The “Joys” of Home-Schooling
As if 2020 wasn’t quite bad enough we begin the new year with a fresh lockdown and another attempt at homeschooling.
Parents across the world steady themselves for round, after gruelling round, of teaching, working, parenting, and back again, with the mere whiff of respite in between.
And if last time is anything to go by then we’re in for a bumpy ride. Nightmares of homeschooling 2020 still haunt our sleep. The terrifying teacher updates with endless links, portals we’ve never heard of, and passive-aggressive What’s App parent groups. Echoey dreams tell us to log-in to Zorkle, download Bamboozle, enter the Bazinga portal, do not pass go, do not collect 200 pounds.
But dear parents, this is not our first rodeo. We’ve been here before, how hard can it be?
VERY. Very is the only answer to that question.
For me, it’s not the teaching part exactly that I find the hardest.
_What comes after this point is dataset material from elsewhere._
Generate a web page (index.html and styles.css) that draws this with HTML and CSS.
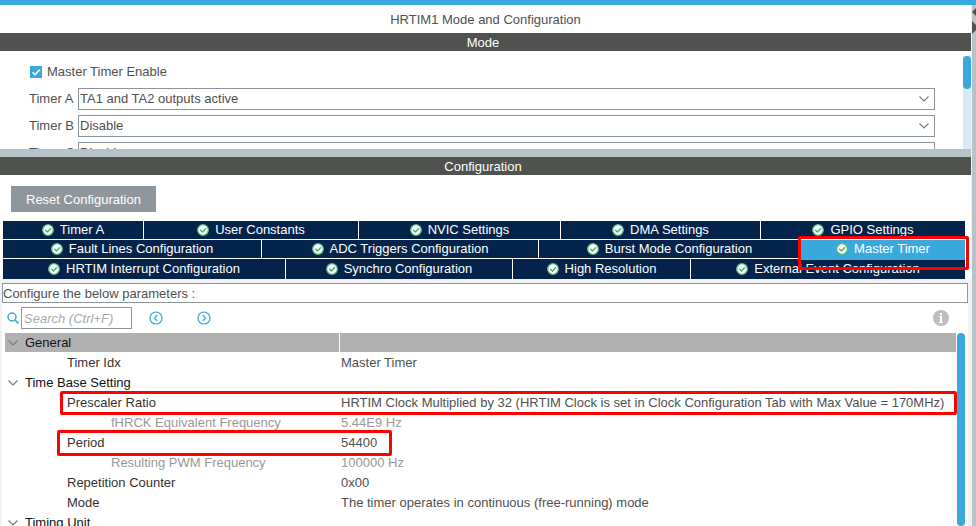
FILE: index.html
```
<!DOCTYPE html>
<html lang="en">
<head>
  <meta charset="UTF-8" />
  <meta name="viewport" content="width=device-width, initial-scale=1.0"/>
  <title>HRTIM1 Mode and Configuration</title>
  <link rel="stylesheet" href="styles.css">
</head>
<body>
  <!-- shared icons -->
  <svg class="defs" aria-hidden="true">
    <symbol id="ok" viewBox="0 0 12 12">
      <circle cx="6" cy="6" r="5.300" fill="#fff" stroke="#5dba80" stroke-width="1.300"/>
      <path d="M3.200 5.800l2.200 2.200L9 4.200" fill="none" stroke="#3fae6b" stroke-width="1.300"/>
    </symbol>
    <symbol id="chevron" viewBox="0 0 10 6">
      <path d="M0.500 0.500L5 5l4.500-4.500" fill="none" stroke="#777" stroke-width="1.100"/>
    </symbol>
  </svg>

  <div class="panel">
    <h1 class="title">HRTIM1 Mode and Configuration</h1>

    <h2 class="bar">Mode</h2>
    <section class="mode">
      <form class="mode-form">
        <div class="check">
          <span class="check-box">
            <input type="checkbox" id="master" checked>
            <svg viewBox="0 0 12 12"><path d="M2.500 6.200l2.500 2.500 4.700-5" fill="none" stroke="#fff" stroke-width="1.500"/></svg>
          </span>
          <label for="master">Master Timer Enable</label>
        </div>
        <div class="field">
          <label for="timer-a">Timer A</label>
          <span class="select">
            <select id="timer-a"><option>TA1 and TA2 outputs active</option><option>Disable</option></select>
            <svg><use href="#chevron"/></svg>
          </span>
        </div>
        <div class="field">
          <label for="timer-b">Timer B</label>
          <span class="select">
            <select id="timer-b"><option>Disable</option></select>
            <svg><use href="#chevron"/></svg>
          </span>
        </div>
        <div class="field">
          <label for="timer-c">Timer C</label>
          <span class="select">
            <select id="timer-c"><option>Disable</option></select>
            <svg><use href="#chevron"/></svg>
          </span>
        </div>
      </form>
      <div class="scroll"><div class="thumb thumb-mode"></div></div>
    </section>

    <div class="splitter"></div>

    <h2 class="bar">Configuration</h2>
    <section class="config">
      <button class="reset">Reset Configuration</button>

      <div class="tabs">
        <div class="tab-row row-1">
          <button class="tab"><svg><use href="#ok"/></svg>Timer A</button>
          <button class="tab"><svg><use href="#ok"/></svg>User Constants</button>
          <button class="tab"><svg><use href="#ok"/></svg>NVIC Settings</button>
          <button class="tab"><svg><use href="#ok"/></svg>DMA Settings</button>
          <button class="tab"><svg><use href="#ok"/></svg>GPIO Settings</button>
        </div>
        <div class="tab-row row-2">
          <button class="tab"><svg><use href="#ok"/></svg>Fault Lines Configuration</button>
          <button class="tab"><svg><use href="#ok"/></svg>ADC Triggers Configuration</button>
          <button class="tab"><svg><use href="#ok"/></svg>Burst Mode Configuration</button>
          <div class="marked">
            <button class="tab active"><svg><use href="#ok"/></svg>Master Timer</button>
            <span class="mark mark-tab"></span>
          </div>
        </div>
        <div class="tab-row row-3">
          <button class="tab"><svg><use href="#ok"/></svg>HRTIM Interrupt Configuration</button>
          <button class="tab"><svg><use href="#ok"/></svg>Synchro Configuration</button>
          <button class="tab"><svg><use href="#ok"/></svg>High Resolution</button>
          <button class="tab"><svg><use href="#ok"/></svg>External Event Configuration</button>
        </div>
      </div>

      <div class="params">
        <p class="hint">Configure the below parameters :</p>

        <div class="tools">
          <label for="search" aria-label="Search">
            <svg class="lens" viewBox="0 0 12 12"><circle cx="5" cy="5" r="4" fill="none" stroke="#39a9dc" stroke-width="1.500"/><path d="M8 8l3.500 3.500" stroke="#39a9dc" stroke-width="1.700"/></svg>
          </label>
          <input class="search" id="search" type="text" placeholder="Search (Ctrl+F)">
          <button class="nav" aria-label="Previous">
            <svg viewBox="0 0 14 14"><circle cx="7" cy="7" r="6"/><path d="M8.300 4L5.500 7l2.800 3"/></svg>
          </button>
          <button class="nav" aria-label="Next">
            <svg viewBox="0 0 14 14"><circle cx="7" cy="7" r="6"/><path d="M5.700 4l2.800 3-2.800 3"/></svg>
          </button>
          <button class="info" aria-label="Information">
            <svg viewBox="0 0 16 16"><circle cx="8" cy="8" r="8" fill="#bdbdbd"/><path d="M7 3h2v2H7zM6 6h3v6h1v1H6v-1h1V7H6z" fill="#fff"/></svg>
          </button>
        </div>

        <div class="tree">
          <table>
            <colgroup><col class="col-name"><col></colgroup>
            <tbody>
              <tr class="group selected"><th><svg><use href="#chevron"/></svg>General</th><td></td></tr>
              <tr><th>Timer Idx</th><td>Master Timer</td></tr>
              <tr class="group"><th><svg><use href="#chevron"/></svg>Time Base Setting</th><td></td></tr>
              <tr class="marked"><th>Prescaler Ratio<span class="mark mark-prescaler"></span></th><td>HRTIM Clock Multiplied by 32 (HRTIM Clock is set in Clock Configuration Tab with Max Value = 170MHz)</td></tr>
              <tr class="sub"><th>fHRCK Equivalent Frequency</th><td>5.44E9 Hz</td></tr>
              <tr class="marked"><th>Period<span class="mark mark-period"></span></th><td>54400</td></tr>
              <tr class="sub"><th>Resulting PWM Frequency</th><td>100000 Hz</td></tr>
              <tr><th>Repetition Counter</th><td>0x00</td></tr>
              <tr><th>Mode</th><td>The timer operates in continuous (free-running) mode</td></tr>
              <tr class="group"><th><svg><use href="#chevron"/></svg>Timing Unit</th><td></td></tr>
            </tbody>
          </table>
          <div class="thumb thumb-tree"></div>
        </div>
      </div>
    </section>
  </div>

  <aside class="divider">
    <svg viewBox="0 0 4 36"><path d="M4 3v8L0 7zM0 16l4 4v5l-4 4z" fill="#505250"/></svg>
  </aside>
</body>
</html>
```
FILE: styles.css
```
* {
  box-sizing: border-box;
}

body {
  margin: 0;
  height: 100vh;
  overflow: hidden;
  display: flex;
  border-top: 5px solid #39a9dc;
  background: #fff;
  font-family: "Liberation Sans", Arial, sans-serif;
  font-size: 13px;
  line-height: 18px;
  color: #505050;
}

button, input, select {
  font: inherit;
  color: inherit;
  margin: 0;
  padding: 0;
  border: none;
  border-radius: 0;
  background: none;
}

svg {
  display: block;
  flex: none;
}

.defs {
  position: absolute;
  width: 0;
  height: 0;
}

.panel {
  flex: 1;
  min-width: 0;
  display: flex;
  flex-direction: column;
}

.divider {
  width: 5px;
  background: #b7c2c9;
  border-left: 1px solid #f2f2f2;
}

.divider svg {
  width: 4px;
  height: 36px;
}

.title {
  margin: 0;
  padding: 6px 0 4px;
  font-size: 13px;
  font-weight: normal;
  text-align: center;
}

.bar {
  margin: 0;
  height: 18px;
  flex: none;
  background: #505250;
  color: #fff;
  font-size: 13px;
  font-weight: normal;
  line-height: 20px;
  text-align: center;
  padding-right: 5px;
}

/* mode */
.mode {
  height: 98px;
  flex: none;
  display: flex;
  overflow: hidden;
}

.mode-form {
  flex: 1;
  padding: 12px 28px 0 29px;
}

.check {
  display: flex;
  align-items: center;
  gap: 5px;
  padding-left: 1px;
  margin-bottom: 7px;
}

.check-box {
  position: relative;
  width: 12px;
  height: 12px;
}

.check-box input {
  display: block;
  appearance: none;
  width: 12px;
  height: 12px;
  background: #39a9dc;
}

.check-box svg {
  position: absolute;
  inset: 0;
  pointer-events: none;
}

.field {
  display: flex;
  align-items: center;
  margin-bottom: 5px;
}

.field label {
  width: 49px;
}

.select {
  flex: 1;
  position: relative;
}

.select select {
  display: block;
  appearance: none;
  width: 100%;
  height: 22px;
  padding-left: 1px;
  border: 1px solid #8d959c;
  background: #fff;
}

.select svg {
  position: absolute;
  right: 6px;
  top: 8px;
  width: 10px;
  height: 6px;
  pointer-events: none;
}

.scroll {
  width: 8px;
  margin-top: 5px;
  background: #dae9f6;
}

.thumb {
  width: 8px;
  border-radius: 4px;
  background: #39a9dc;
}

.thumb-mode {
  height: 33px;
}

.splitter {
  height: 8px;
  flex: none;
  background: #b7c2c9;
}

/* configuration */
.config {
  flex: 1;
  min-height: 0;
  display: flex;
  flex-direction: column;
}

.reset {
  align-self: flex-start;
  height: 26px;
  margin: 11px 0 9px 11px;
  padding: 1px 15px 0;
  background: #8f979d;
  color: #fff;
  flex: none;
}

.tabs {
  display: grid;
  gap: 1px;
  margin: 0 6px 0 3px;
}

.tab-row {
  display: grid;
  gap: 1px;
}

.row-1 {
  grid-template-columns: 140fr 214fr 201fr 199fr 204fr;
}

.row-2 {
  grid-template-columns: 258fr 276fr 261fr 164fr;
}

.row-3 {
  grid-template-columns: 282fr 226fr 177fr 274fr;
}

.tab {
  width: 100%;
  height: 18px;
  display: flex;
  align-items: center;
  justify-content: center;
  gap: 6px;
  background: #03234b;
  color: #fff;
  white-space: nowrap;
}

.row-3 .tab {
  height: 20px;
  padding-bottom: 1px;
}

.tab svg {
  width: 12px;
  height: 12px;
}

.tab.active {
  height: 20px;
  margin-bottom: -2px;
  padding-bottom: 2px;
  background: #39a9dc;
}

/* red frames over the settings to change */
.marked {
  position: relative;
}

.mark {
  position: absolute;
  border: 3px solid #f00;
  border-radius: 2px;
  pointer-events: none;
  z-index: 1;
}

.mark-tab {
  inset: -4px -4px -12px -3px;
}

.mark-prescaler {
  inset: -2px -1px -2px 55px;
}

.mark-period {
  left: 52px;
  top: -3px;
  width: 335px;
  height: 26px;
}

/* parameters */
.params {
  flex: 1;
  min-height: 0;
  display: flex;
  flex-direction: column;
  border: solid #f2f2f2;
  border-width: 4px 3px 0 2px;
}

.hint {
  margin: 0;
  height: 20px;
  flex: none;
  line-height: 20px;
  border: 1px solid #8d959c;
}

.tools {
  display: flex;
  align-items: center;
  height: 30px;
  flex: none;
  padding: 0 19px 0 5px;
}

.lens {
  width: 12px;
  height: 12px;
}

.search {
  width: 111px;
  height: 22px;
  margin: 0 17px 0 2px;
  padding: 0 2px;
  border: 1px solid #8d959c;
}

.search::placeholder {
  color: #aaa;
  font-style: italic;
  opacity: 1;
}

.nav {
  margin-right: 34px;
}

.nav svg {
  width: 14px;
  height: 14px;
  fill: none;
  stroke: #39a9dc;
  stroke-width: 1.2;
}

.info {
  margin-left: auto;
}

.info svg {
  width: 16px;
  height: 16px;
}

.tree {
  flex: 1;
  min-height: 0;
  display: flex;
  gap: 1px;
  padding: 0 3px;
  overflow: hidden;
}

table {
  flex: 1;
  align-self: flex-start;
  table-layout: fixed;
  border-spacing: 0;
}

.col-name {
  width: 335px;
}

tr {
  height: 20px;
}

th, td {
  padding: 0;
  font-weight: normal;
  text-align: left;
  white-space: nowrap;
}

th {
  padding-left: 62px;
  color: #333;
}

td {
  padding-left: 1px;
}

.group th {
  padding-left: 20px;
  color: #111;
}

.group svg {
  float: left;
  width: 10px;
  height: 6px;
  margin: 6px 0 0 -17px;
}

.selected th, .selected td {
  background: #b1b1b1;
  border-bottom: 1px solid #fff;
}

.selected th {
  border-right: 1px solid #fff;
}

.sub th {
  padding-left: 106px;
}

.sub th, .sub td {
  color: #999;
}

.thumb-tree {
  height: 100%;
}
```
Although I know plenty of mums who would disagree, for their own completely valid reasons: Their child won’t focus at home, they are trying to teach three kids, there aren’t enough devices, to name but a few.
And it’s not necessarily the working from home part that I struggle with. Although that does come with its own unique set of challenges – no transition time, no boundaries, no getting dressed for work.
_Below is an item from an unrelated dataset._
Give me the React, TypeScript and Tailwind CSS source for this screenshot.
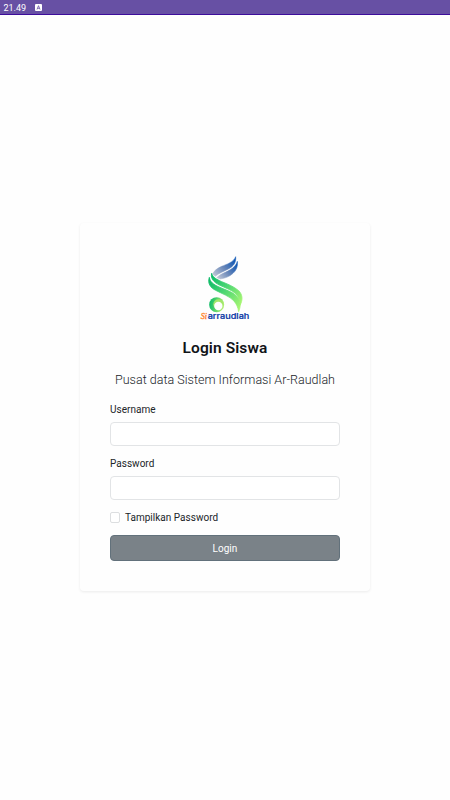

But it is the combination of trying to do both of these, highly intensive and all-encompassing, roles together that poses the biggest concern. It’s like Tetris, no matter how I twist and turn, those two roles just will. not. fit.
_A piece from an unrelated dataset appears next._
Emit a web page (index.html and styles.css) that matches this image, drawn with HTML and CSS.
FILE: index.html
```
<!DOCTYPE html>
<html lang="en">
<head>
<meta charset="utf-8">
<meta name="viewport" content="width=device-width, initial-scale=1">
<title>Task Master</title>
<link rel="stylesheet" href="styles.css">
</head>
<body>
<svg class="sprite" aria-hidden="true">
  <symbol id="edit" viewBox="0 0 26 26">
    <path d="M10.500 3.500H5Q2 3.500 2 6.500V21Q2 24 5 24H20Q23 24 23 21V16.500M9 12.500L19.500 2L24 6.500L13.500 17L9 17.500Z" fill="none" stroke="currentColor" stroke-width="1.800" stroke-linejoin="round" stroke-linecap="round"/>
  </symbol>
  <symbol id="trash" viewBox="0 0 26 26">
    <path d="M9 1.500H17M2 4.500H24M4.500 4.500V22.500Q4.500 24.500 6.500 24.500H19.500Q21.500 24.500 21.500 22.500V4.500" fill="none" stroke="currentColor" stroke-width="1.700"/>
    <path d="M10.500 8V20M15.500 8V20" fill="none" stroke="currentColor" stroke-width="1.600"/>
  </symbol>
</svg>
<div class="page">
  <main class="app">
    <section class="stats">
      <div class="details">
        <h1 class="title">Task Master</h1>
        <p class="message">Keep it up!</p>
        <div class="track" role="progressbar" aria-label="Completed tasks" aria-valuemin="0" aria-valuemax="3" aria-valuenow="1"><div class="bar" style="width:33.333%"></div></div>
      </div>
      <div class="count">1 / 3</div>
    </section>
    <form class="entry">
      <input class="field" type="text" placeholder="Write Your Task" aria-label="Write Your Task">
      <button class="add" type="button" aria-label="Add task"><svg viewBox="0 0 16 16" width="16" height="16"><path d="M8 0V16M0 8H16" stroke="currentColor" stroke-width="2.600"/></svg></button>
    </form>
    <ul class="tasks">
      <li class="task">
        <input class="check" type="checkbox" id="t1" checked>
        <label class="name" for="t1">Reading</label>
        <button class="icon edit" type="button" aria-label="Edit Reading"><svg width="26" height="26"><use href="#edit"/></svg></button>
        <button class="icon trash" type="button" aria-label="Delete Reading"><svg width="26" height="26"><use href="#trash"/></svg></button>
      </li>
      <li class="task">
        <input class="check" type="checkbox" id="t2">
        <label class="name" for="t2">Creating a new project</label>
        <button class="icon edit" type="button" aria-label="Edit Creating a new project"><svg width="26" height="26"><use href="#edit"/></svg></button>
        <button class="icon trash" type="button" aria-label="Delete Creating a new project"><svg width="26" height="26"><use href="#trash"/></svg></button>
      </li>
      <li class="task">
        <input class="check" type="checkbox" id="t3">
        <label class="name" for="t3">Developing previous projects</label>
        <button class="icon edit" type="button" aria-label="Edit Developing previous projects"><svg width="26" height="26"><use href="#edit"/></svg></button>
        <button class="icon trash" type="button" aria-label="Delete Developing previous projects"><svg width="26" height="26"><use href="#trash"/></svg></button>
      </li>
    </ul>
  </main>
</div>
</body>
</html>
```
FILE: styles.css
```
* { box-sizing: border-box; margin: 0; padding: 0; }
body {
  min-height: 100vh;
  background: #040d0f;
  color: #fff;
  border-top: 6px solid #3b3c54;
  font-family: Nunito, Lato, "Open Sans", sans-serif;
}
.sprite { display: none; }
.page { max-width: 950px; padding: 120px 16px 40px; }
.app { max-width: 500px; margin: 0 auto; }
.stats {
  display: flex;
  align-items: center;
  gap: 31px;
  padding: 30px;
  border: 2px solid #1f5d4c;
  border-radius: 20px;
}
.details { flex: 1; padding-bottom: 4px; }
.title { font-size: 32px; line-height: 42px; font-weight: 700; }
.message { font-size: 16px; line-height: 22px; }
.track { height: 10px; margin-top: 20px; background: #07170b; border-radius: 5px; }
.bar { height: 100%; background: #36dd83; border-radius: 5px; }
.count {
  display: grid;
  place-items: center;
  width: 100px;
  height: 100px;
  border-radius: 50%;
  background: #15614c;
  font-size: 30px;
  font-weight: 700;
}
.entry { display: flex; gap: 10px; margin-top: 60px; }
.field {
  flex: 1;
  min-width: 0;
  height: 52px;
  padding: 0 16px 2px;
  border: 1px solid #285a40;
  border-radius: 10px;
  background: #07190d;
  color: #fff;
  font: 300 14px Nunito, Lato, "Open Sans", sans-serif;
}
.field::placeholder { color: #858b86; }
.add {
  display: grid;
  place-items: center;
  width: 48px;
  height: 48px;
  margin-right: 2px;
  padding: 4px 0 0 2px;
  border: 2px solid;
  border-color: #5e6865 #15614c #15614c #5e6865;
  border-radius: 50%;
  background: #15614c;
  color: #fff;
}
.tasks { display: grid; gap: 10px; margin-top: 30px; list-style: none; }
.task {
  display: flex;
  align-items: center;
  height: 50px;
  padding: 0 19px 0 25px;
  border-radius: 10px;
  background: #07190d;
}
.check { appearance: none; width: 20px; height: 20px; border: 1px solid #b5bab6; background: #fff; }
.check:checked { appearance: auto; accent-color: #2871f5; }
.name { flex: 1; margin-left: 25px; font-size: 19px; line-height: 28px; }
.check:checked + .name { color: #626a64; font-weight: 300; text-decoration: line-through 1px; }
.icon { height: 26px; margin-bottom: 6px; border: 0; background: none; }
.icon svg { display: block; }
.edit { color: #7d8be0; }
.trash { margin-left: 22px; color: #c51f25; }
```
So it was a relief to read something recently which said ‘We are not working from home, we are parenting from work”. And that’s exactly how it feels.
Can you imagine in the pre-covid world your kiddos bursting into your top floor, city-centre office space because they need the loo? Or refusing to leave your desk until you supply them with an endless supply of sugary snacks?
Never before in history has so much been expected of us – work full-time, keep the home, nurture the kids and now teach them as a full-time job. The weight of these expectations crushing our spirit.
But then, something dawned on me. Somewhere between Bridgerton starting and the Joe Wicks farting drama ending, I had a realisation: It’s not that we’re failing at this, it’s that it can’t be done.
Mother Pukka, the Instagrammer and Flex-campaigner, put it perfectly when she said “there are 8 hours in the working day, 6 hours of school, and 12-hours of parenting wrapped around that, mostly falling on female shoulders”.
Trying to excel at both, in my opinion, is a recipe for disaster.
However, all is not lost. There is humour in this situation for sure. There’s listening into your children’s’ Teams conversations just for laughs. Watching your five-year-old achieve more technological dexterity than you have accumulated over a life-time. And finding solace in Tik Toks and Reels of other mums just trying to make it through the day.
You know the ones right? MammyBanter and Sophie Craig for example, providing a slice of hilarity in an otherwise anxiety-ridden day. Brightening our feeds with videos of despairing woman, barely, just barely keeping it all together. Finding support in seeing ourselves replicated in the Banana Bread mum of 2020 compared to the Banana-In-Bread mum of 2021.
What these videos are so great at, is providing a welcome reminder that at the very least, we are all in this together.
Frances Spencer-Barton is is founder of LOOKLOOK, a brand engagement agency with a specialism in photo technology. Frances is Mum to two girls aged 8 and 5 and is living the home-schooling dream.